Relationships are at the heart of Bridesmaids, but they are relationships built on individual motivations, not stereotypes.  This is particularly true of the rivalry between Annie and Helen, which is initially setup as a classic catfight with each woman vying for domination and validation in traditionally female social rituals (an impossibly long series of one-upping toasts at the engagement party tests the audience’s ability to laugh at prolonged pettiness), but is far more driven by their similar insecurities, loneliness and uncomfortable relationship to money (Annie has none while Helen thinks its completely appropriate to give someone a flight to Paris as a bridal shower gift).  The same is true of Annie’s relationship with Ted and Rhodes.  Her inability to ditch the former and get with the latter is not owed to manufactured misunderstandings or some sort of clichéd deception on the parts of the men, but is rather a product of her deep self-loathing, a problem we have come to associate on screen with Seth Rogen-types.

Actors like Rogen have also become our template for physical comedy through gags that proudly expose their unflattering physiques, which conventional wisdom has held is strictly a male mode of humor. Bridesmaid’s rebuttal comes in the form of Melissa McCarthy as Megan, the overweight, socially graceless sister of Lillian’s fiancé.  Megan is loud, aggressive (especially sexually – stick around through the credits) and totally oblivious to why others would think she should be ashamed of her body. In his New Yorker piece, Friendly quotes David Zucker as saying that audiences have an aversion to laughing at women’s bodies suffering indignities, which might make intuitive sense, but also misses the point.  When McCarthy throws her large frame around onscreen, falling over couches or stroking her calf while trying to seduce a U.S. Air Marshall, the joke isn’t that she is fat. Megan is like the Chris Farley character in the famous SNL Chippendales audition sketch – the joke is that she is fat and she is going for it.

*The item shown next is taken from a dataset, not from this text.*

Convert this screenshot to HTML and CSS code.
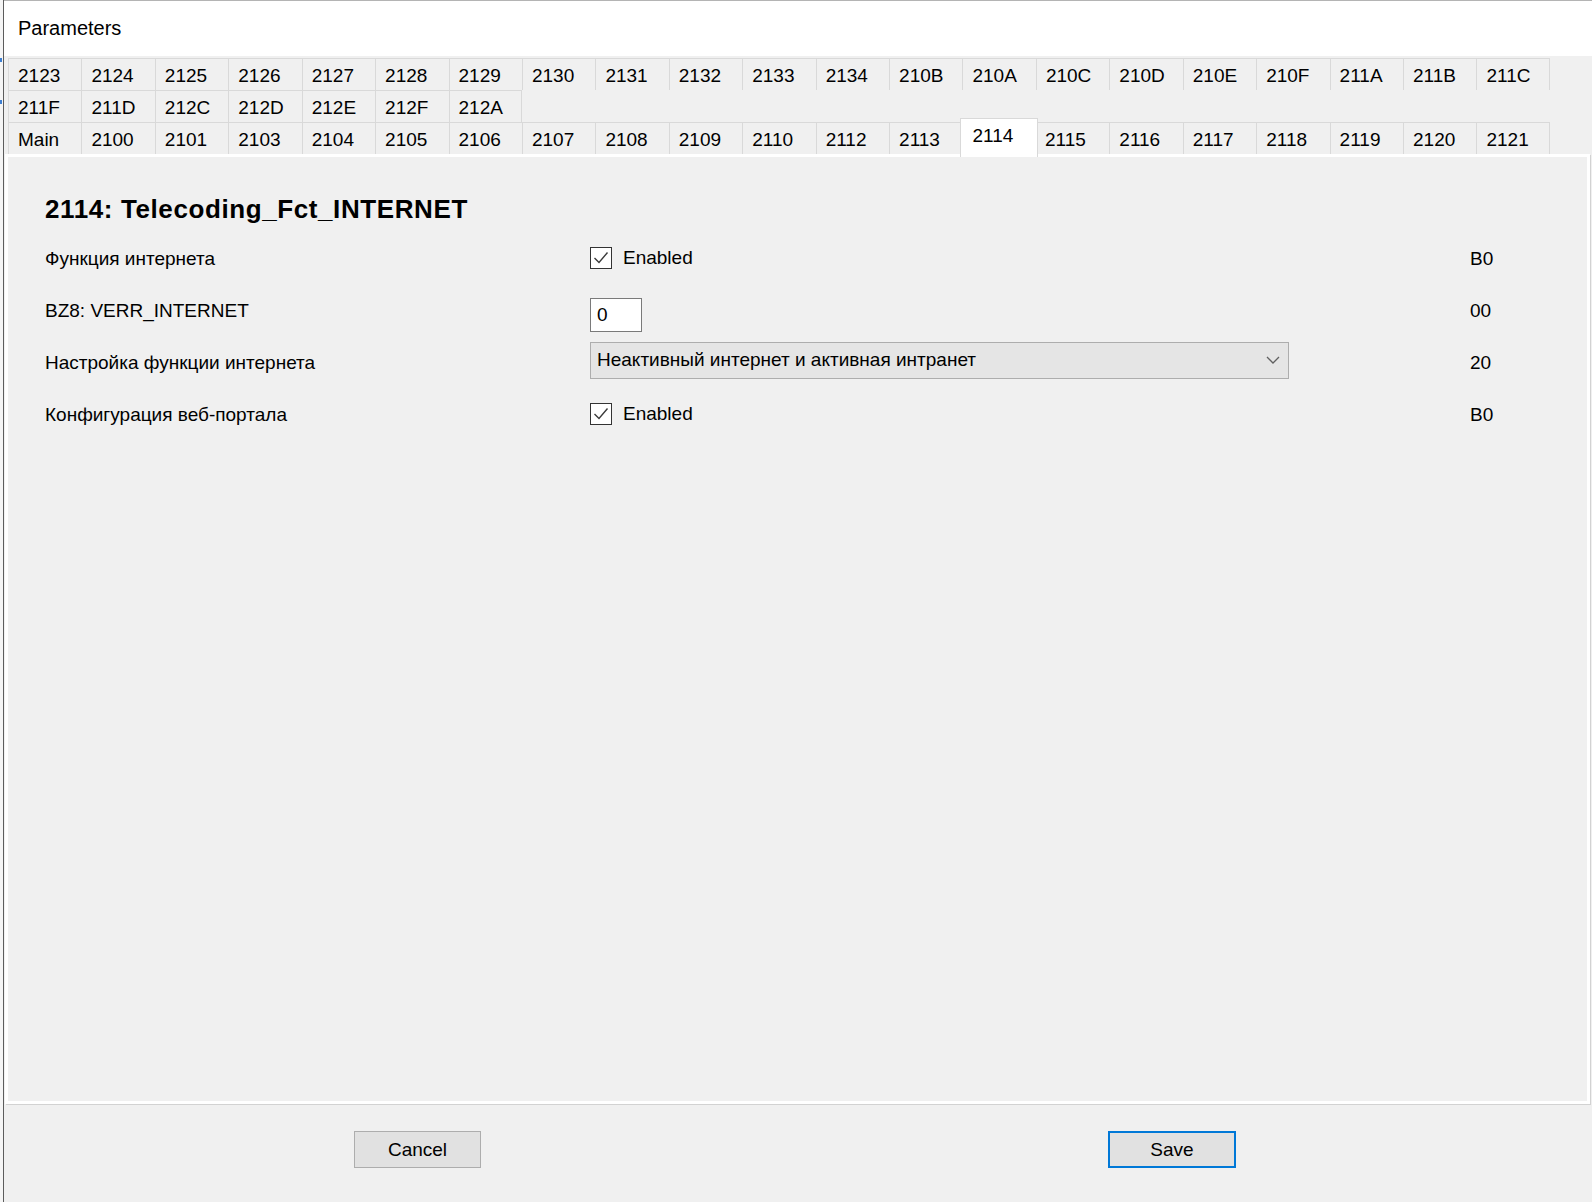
FILE: index.html
```html
<!DOCTYPE html>
<html lang="ru">
<head>
    <meta charset="UTF-8">
    <meta name="viewport" content="width=device-width, initial-scale=1.0">
    <title>Parameters</title>
    <link rel="stylesheet" href="styles.css">
</head>
<body>
<div class="screen">
    <div class="edge">
        <span class="tick tick-a"></span>
        <span class="tick tick-b"></span>
    </div>

    <div class="window">
        <div class="titlebar">Parameters</div>

        <div class="tabstrip">
            <div class="tab-row">
                <div class="tab">2123</div><div class="tab">2124</div><div class="tab">2125</div>
                <div class="tab">2126</div><div class="tab">2127</div><div class="tab">2128</div>
                <div class="tab">2129</div><div class="tab">2130</div><div class="tab">2131</div>
                <div class="tab">2132</div><div class="tab">2133</div><div class="tab">2134</div>
                <div class="tab">210B</div><div class="tab">210A</div><div class="tab">210C</div>
                <div class="tab">210D</div><div class="tab">210E</div><div class="tab">210F</div>
                <div class="tab">211A</div><div class="tab">211B</div><div class="tab">211C</div>
            </div>
            <div class="tab-row">
                <div class="tab">211F</div><div class="tab">211D</div><div class="tab">212C</div>
                <div class="tab">212D</div><div class="tab">212E</div><div class="tab">212F</div>
                <div class="tab">212A</div>
            </div>
            <div class="tab-row">
                <div class="tab">Main</div><div class="tab">2100</div><div class="tab">2101</div>
                <div class="tab">2103</div><div class="tab">2104</div><div class="tab">2105</div>
                <div class="tab">2106</div><div class="tab">2107</div><div class="tab">2108</div>
                <div class="tab">2109</div><div class="tab">2110</div><div class="tab">2112</div>
                <div class="tab">2113</div><div class="tab tab-active">2114</div><div class="tab">2115</div>
                <div class="tab">2116</div><div class="tab">2117</div><div class="tab">2118</div>
                <div class="tab">2119</div><div class="tab">2120</div><div class="tab">2121</div>
            </div>
        </div>

        <div class="panel">
            <h1 class="page-title">2114: Telecoding_Fct_INTERNET</h1>

            <div class="params">
                <div class="param-label">Функция интернета</div>
                <div class="param-control">
                    <label class="check">
                        <span class="check-box">
                            <svg width="20" height="20" viewBox="0 0 20 20"><polyline points="3.5,10 8,14.5 16.5,4.5" fill="none" stroke="#3a3a3a" stroke-width="1.4"/></svg>
                        </span>
                        Enabled
                    </label>
                </div>
                <div class="param-value">B0</div>

                <div class="param-label">BZ8: VERR_INTERNET</div>
                <div class="param-control">
                    <div class="textbox">0</div>
                </div>
                <div class="param-value">00</div>

                <div class="param-label">Настройка функции интернета</div>
                <div class="param-control">
                    <div class="combo">
                        <span>Неактивный интернет и активная интранет</span>
                        <svg width="14" height="8" viewBox="0 0 14 8"><polyline points="1,1 7,7 13,1" fill="none" stroke="#606060" stroke-width="1.3"/></svg>
                    </div>
                </div>
                <div class="param-value">20</div>

                <div class="param-label">Конфигурация веб-портала</div>
                <div class="param-control">
                    <label class="check">
                        <span class="check-box">
                            <svg width="20" height="20" viewBox="0 0 20 20"><polyline points="3.5,10 8,14.5 16.5,4.5" fill="none" stroke="#3a3a3a" stroke-width="1.4"/></svg>
                        </span>
                        Enabled
                    </label>
                </div>
                <div class="param-value">B0</div>
            </div>
        </div>

        <div class="footer">
            <button class="btn">Cancel</button>
            <button class="btn btn-default">Save</button>
        </div>
    </div>
</div>
</body>
</html>
```

FILE: styles.css
```css
body {
    margin: 0;
    background: #f0f0f0;
    font-family: "Liberation Sans", Arial, sans-serif;
    font-size: 19px;
    color: #000;
}
.screen {
    display: flex;
    height: 1202px;
    overflow: hidden;
}
.edge {
    width: 3px;
    background: #f5f5f5;
    display: flex;
    flex-direction: column;
}
.tick {
    display: block;
    width: 2px;
    height: 4px;
    background: #3d7ed0;
}
.tick-a {
    margin-top: 58px;
}
.tick-b {
    margin-top: 38px;
}
.window {
    flex: 1;
    display: flex;
    flex-direction: column;
    border-left: 1px solid #5c5c5c;
    background: #f0f0f0;
}
.titlebar {
    height: 55px;
    line-height: 55px;
    border-top: 1px solid #b4b4b4;
    background: #fff;
    padding-left: 14px;
    font-size: 20px;
}

/* tab headers, three rows */
.tabstrip {
    padding: 2px 0 0 4px;
}
.tab-row {
    display: flex;
    height: 32px;
}
.tab {
    box-sizing: border-box;
    width: 73.43px;
    height: 32px;
    line-height: 33px;
    padding-left: 9px;
    border-top: 1px solid #d9d9d9;
    border-left: 1px solid #d9d9d9;
    background: #f0f0f0;
}
.tab:last-child {
    border-right: 1px solid #d9d9d9;
}
.tab-active {
    position: relative;
    z-index: 1;
    width: 77.43px;
    height: 39px;
    margin: -4px -2px -3px;
    padding-left: 11px;
    line-height: 34px;
    background: #fff;
    border-right: 1px solid #d9d9d9;
}
.tab-active + .tab {
    border-left: none;
}

/* tab page */
.panel {
    box-sizing: border-box;
    height: 950px;
    margin: 0 2px 0 1px;
    border: 3px solid #fff;
    box-shadow: 1px 1px 0 #d2d2d2;
    background: #f0f0f0;
    padding: 37px 0 0 37px;
}
.page-title {
    margin: 0;
    font-size: 26px;
    line-height: 30px;
    font-weight: bold;
    letter-spacing: 0.6px;
}
.params {
    margin-top: 8px;
    display: grid;
    grid-template-columns: 545px 880px auto;
    grid-auto-rows: 52px;
    align-items: center;
}
.param-label,
.param-value {
    padding-top: 2px;
}
.check {
    display: flex;
    align-items: center;
    gap: 11px;
}
.check-box {
    box-sizing: border-box;
    width: 22px;
    height: 22px;
    border: 1px solid #333;
    background: #fff;
    display: flex;
}
.textbox {
    box-sizing: border-box;
    width: 52px;
    height: 34px;
    margin-top: 10px;
    line-height: 32px;
    padding-left: 6px;
    border: 1px solid #7a7a7a;
    background: #fff;
}
.combo {
    box-sizing: border-box;
    width: 699px;
    height: 37px;
    margin-bottom: 4px;
    display: flex;
    align-items: center;
    justify-content: space-between;
    padding: 0 8px 0 6px;
    border: 1px solid #adadad;
    background: #e5e5e5;
}

/* dialog buttons */
.footer {
    flex: 1;
    display: flex;
    align-items: flex-start;
    padding: 27px 0 0 350px;
}
.btn {
    box-sizing: border-box;
    width: 127px;
    height: 37px;
    font-family: inherit;
    font-size: 19px;
    color: #000;
    background: #e1e1e1;
    border: 1px solid #adadad;
    padding: 0;
}
.btn-default {
    width: 128px;
    margin-left: 627px;
    border: 2px solid #0078d7;
}
```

If there is one scene where Bridesmaids most follows McCarthy’s lead and just goes for it, it is – well, you know what I’m going to say already.  After eating some bad Brazilian food, the bridal party

heads to a chic boutique for dress fittings, only to violently succumb to food poisoning. There is sweating, vomiting, vomiting onto someone else’s perfectly coiffed hair, defecating in a sink, and the piece de resistance: Lillian shitting herself in a wedding dress in the middle of a street. The scene is raw and made all the more visceral by the lack of overt sound effects, but it also doesn’t play on the fact that those involved are women (there are no menstrual gags in the film).

In his smug, specious article Vanity Fair “Why Women Aren’t Funny,” Christopher Hitchens correctly observes that the source of most comedy is the disconnect between the dignity of the human mind and the ghastliness of the body. But he then goes on to say that women, with “their tender hearts,” have an innate physical dignity attached to child birth. But only a fraction of a woman’s life has anything to do with reproduction, and reproduction is not intrinsic to some sort of fairer sensibility. If anything, the dress fitting scene is a wonderful reminder that through two out of three holes, men and women experience the world in virtually the same way.

Rumor has it that the dress-fitting scene was added largely at the behest of Apatow, which has led some to deride its authenticity. “I’m not convinced that women would have as easy a time as men getting past a public trauma this hideous,” writes David Edlestein in New York Magazine, but what would the alternative be? (Or, as my girlfriend put it when I read her that line, “Does he think that women share a secret ritual of post-diarrhea harikari?”)  It is not the essence of these women that is being violated in that moment; it is the socially-constructed trappings and ascriptions of modern femininity being torn down. I can think of no better illustration of Judith Butler’s assertion that “Gender is the repeated stylization of the body” than a perfect white wedding dress covered in feces. Except Judith Butler could never be that fucking funny”.